Instruction: Select every line holding the word "React" and copy it.

** START OF Information supplied **

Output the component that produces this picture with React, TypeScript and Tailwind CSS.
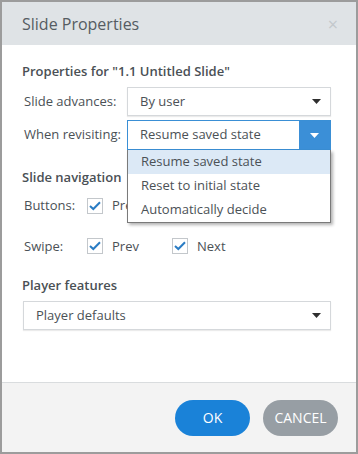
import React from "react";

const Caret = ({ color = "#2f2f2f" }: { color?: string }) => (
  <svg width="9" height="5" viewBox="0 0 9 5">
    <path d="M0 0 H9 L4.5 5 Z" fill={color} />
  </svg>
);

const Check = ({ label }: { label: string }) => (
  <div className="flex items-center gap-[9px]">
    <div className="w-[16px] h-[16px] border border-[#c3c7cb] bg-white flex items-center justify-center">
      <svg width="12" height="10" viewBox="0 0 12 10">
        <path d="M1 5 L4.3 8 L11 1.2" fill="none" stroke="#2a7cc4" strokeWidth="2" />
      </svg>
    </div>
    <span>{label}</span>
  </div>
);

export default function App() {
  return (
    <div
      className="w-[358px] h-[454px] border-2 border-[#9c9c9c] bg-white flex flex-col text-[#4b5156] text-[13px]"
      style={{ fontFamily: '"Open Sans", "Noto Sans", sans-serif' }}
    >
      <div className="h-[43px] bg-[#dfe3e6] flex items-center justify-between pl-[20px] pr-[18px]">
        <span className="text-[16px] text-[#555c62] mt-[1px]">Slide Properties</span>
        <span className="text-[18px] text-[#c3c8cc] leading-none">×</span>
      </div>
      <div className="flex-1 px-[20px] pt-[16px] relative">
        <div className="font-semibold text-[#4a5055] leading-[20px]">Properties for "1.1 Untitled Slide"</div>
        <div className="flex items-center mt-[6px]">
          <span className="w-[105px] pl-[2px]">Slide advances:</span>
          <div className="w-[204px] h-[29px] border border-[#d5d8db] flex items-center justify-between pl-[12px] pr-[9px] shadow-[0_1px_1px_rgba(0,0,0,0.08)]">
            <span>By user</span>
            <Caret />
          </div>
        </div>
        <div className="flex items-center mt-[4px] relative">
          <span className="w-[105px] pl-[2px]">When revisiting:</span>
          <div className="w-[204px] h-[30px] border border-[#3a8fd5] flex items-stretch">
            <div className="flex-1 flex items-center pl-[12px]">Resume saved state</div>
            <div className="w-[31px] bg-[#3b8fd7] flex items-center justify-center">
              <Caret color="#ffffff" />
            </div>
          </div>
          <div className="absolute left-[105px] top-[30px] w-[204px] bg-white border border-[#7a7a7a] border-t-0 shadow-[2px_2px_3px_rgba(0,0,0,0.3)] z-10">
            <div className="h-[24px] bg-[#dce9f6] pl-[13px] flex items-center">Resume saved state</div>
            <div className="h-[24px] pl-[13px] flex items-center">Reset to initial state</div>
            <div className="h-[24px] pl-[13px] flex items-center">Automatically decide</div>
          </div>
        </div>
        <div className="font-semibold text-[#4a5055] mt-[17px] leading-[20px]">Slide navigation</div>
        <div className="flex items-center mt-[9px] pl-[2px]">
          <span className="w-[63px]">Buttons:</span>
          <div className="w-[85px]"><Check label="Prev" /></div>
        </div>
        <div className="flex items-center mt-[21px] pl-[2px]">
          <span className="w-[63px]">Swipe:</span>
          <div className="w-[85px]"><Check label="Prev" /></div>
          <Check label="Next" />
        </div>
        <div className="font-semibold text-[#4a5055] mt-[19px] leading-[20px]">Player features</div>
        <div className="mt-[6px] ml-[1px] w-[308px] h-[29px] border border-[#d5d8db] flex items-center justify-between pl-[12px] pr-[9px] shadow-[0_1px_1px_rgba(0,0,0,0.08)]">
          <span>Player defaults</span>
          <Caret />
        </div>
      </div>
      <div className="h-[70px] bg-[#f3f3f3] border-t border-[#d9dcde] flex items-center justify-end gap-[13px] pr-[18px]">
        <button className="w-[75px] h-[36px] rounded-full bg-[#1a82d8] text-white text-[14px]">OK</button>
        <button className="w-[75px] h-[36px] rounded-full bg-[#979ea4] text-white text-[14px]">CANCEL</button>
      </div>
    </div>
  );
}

** END OF Information supplied **

Result:
Output the component that produces this picture with React, TypeScript and Tailwind CSS.
import React from "react";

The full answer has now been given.